━━━━━ Extracted data

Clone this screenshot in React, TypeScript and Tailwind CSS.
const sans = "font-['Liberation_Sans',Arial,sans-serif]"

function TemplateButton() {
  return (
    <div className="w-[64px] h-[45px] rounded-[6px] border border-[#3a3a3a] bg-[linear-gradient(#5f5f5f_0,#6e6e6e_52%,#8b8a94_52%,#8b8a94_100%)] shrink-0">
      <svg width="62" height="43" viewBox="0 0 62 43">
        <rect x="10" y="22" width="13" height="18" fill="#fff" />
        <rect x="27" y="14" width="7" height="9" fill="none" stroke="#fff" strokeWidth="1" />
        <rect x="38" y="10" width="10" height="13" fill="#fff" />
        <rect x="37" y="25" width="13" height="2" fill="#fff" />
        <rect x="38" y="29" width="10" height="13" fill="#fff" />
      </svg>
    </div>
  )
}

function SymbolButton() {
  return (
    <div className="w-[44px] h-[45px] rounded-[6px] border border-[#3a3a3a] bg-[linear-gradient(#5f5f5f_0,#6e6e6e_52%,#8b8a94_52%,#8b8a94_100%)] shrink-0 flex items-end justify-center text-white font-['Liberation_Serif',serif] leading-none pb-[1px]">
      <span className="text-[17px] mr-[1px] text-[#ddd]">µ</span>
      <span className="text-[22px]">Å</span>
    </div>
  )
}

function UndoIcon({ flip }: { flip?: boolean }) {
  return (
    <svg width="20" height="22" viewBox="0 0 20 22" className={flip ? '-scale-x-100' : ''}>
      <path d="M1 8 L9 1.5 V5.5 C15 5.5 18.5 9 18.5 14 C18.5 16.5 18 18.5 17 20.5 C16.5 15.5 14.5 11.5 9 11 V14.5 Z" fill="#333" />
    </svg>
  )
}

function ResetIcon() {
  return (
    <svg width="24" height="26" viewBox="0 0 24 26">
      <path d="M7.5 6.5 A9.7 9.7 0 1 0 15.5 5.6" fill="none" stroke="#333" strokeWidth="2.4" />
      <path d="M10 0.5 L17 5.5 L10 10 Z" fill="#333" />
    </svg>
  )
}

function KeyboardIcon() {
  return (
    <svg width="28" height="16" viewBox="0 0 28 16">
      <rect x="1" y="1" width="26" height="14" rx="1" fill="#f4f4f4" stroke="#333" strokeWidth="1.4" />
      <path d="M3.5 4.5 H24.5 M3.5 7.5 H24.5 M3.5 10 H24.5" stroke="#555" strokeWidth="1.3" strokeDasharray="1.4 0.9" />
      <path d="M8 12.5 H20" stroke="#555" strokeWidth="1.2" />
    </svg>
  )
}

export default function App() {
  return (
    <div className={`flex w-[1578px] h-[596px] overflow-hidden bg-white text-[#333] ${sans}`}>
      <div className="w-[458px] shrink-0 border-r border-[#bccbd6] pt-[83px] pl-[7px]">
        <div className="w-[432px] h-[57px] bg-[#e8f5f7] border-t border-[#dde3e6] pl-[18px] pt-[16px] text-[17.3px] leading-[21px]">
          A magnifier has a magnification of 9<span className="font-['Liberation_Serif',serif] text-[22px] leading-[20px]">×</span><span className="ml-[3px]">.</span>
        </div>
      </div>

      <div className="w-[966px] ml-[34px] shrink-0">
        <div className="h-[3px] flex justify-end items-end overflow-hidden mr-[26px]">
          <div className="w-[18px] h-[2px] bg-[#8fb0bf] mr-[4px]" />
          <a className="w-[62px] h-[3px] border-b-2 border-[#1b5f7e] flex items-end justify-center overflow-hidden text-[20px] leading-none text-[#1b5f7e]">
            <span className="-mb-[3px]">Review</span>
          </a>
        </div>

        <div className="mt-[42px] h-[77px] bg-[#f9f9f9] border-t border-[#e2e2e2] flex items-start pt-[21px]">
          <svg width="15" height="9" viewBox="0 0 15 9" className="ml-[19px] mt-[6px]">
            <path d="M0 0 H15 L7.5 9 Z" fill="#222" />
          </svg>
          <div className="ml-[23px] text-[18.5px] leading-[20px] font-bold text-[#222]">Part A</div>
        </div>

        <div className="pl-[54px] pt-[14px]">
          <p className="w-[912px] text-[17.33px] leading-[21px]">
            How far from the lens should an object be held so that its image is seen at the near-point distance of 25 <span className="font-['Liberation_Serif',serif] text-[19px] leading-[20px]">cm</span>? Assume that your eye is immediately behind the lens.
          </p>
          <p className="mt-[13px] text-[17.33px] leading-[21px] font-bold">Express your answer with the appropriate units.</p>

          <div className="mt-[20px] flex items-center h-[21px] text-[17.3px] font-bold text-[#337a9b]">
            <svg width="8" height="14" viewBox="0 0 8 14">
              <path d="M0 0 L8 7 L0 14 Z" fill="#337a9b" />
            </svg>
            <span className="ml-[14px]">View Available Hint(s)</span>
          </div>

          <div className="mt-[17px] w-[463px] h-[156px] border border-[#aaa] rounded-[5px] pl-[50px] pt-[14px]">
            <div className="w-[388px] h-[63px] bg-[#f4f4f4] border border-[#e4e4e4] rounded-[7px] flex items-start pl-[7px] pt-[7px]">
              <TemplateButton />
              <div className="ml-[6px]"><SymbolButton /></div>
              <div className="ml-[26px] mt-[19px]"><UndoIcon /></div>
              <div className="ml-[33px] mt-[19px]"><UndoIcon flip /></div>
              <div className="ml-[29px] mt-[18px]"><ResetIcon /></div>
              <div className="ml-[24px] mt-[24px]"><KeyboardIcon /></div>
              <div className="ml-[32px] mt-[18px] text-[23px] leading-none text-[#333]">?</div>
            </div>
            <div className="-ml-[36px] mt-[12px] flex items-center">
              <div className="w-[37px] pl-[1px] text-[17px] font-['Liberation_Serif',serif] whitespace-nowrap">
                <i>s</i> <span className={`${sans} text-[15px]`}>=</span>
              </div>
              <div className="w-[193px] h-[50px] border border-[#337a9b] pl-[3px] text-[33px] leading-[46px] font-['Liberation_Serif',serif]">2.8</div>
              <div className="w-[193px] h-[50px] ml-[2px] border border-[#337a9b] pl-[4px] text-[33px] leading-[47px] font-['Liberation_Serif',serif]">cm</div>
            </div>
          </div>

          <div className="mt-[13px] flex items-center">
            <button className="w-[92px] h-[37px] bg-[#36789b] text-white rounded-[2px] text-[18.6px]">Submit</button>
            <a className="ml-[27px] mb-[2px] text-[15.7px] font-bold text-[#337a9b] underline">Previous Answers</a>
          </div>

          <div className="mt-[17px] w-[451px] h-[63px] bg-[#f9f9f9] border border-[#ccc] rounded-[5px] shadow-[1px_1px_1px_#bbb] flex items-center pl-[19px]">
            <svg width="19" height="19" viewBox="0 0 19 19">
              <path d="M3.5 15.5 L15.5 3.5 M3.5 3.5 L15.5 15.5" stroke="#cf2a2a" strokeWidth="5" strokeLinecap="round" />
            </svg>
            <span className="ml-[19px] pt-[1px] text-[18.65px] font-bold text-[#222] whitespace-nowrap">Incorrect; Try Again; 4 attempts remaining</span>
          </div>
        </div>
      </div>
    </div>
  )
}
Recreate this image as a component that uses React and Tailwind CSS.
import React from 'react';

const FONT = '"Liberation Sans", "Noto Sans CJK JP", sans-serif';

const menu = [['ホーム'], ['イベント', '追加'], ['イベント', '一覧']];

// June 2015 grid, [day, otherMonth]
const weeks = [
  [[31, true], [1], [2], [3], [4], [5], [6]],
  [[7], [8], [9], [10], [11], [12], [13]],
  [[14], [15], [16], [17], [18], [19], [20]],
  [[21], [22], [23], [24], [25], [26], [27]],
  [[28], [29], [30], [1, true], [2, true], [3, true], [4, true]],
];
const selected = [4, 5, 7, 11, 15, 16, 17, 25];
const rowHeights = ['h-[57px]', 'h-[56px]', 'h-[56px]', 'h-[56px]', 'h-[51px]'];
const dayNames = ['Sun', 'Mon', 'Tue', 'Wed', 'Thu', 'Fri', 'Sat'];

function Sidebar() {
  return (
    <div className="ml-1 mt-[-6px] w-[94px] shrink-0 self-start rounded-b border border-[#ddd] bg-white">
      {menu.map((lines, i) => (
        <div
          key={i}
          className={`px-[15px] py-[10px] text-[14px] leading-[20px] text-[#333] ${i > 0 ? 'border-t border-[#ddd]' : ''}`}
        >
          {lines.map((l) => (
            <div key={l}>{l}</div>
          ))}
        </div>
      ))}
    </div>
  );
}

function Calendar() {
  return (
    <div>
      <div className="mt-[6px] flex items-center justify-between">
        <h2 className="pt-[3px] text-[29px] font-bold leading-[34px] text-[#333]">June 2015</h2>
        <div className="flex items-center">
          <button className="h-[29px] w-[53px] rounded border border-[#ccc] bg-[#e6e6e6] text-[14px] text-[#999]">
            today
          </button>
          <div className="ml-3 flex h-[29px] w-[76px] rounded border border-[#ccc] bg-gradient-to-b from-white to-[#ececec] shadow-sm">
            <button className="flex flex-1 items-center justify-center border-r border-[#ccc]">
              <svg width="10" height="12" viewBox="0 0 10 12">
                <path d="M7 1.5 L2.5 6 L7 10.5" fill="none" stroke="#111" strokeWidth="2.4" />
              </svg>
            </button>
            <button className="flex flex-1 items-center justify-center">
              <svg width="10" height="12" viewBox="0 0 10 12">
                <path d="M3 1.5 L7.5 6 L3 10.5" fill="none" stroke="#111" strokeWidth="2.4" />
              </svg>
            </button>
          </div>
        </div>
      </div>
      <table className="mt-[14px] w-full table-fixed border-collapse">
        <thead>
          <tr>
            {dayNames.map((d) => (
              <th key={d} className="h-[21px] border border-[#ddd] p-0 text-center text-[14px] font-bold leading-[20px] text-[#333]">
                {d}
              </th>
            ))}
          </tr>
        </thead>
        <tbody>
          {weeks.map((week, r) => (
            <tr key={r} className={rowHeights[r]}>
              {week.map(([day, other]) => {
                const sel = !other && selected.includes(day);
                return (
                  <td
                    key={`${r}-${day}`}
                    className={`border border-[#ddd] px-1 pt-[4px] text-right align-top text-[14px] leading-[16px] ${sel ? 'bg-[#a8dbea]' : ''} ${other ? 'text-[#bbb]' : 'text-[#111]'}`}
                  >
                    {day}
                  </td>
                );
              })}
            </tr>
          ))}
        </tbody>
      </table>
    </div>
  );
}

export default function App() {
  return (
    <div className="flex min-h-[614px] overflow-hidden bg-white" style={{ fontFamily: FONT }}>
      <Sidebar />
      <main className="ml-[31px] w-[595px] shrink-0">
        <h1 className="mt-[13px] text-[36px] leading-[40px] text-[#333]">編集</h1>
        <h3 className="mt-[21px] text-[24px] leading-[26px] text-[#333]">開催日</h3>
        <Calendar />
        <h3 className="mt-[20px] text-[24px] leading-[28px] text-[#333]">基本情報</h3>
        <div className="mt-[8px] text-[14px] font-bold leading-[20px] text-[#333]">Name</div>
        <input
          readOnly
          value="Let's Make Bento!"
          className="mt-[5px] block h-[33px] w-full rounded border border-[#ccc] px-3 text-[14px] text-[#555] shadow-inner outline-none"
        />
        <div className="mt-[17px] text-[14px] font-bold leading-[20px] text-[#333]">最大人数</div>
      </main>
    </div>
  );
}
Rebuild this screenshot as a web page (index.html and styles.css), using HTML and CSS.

━━━━━━━━━━

Return exactly the lines from the line that has "Recreate this image" to the line that has "const menu = [['ホーム'], ['イベント', '追加'], ['イベント', '一覧']];", both of them included.

## Task output
Recreate this image as a component that uses React and Tailwind CSS.
import React from 'react';

const FONT = '"Liberation Sans", "Noto Sans CJK JP", sans-serif';

const menu = [['ホーム'], ['イベント', '追加'], ['イベント', '一覧']];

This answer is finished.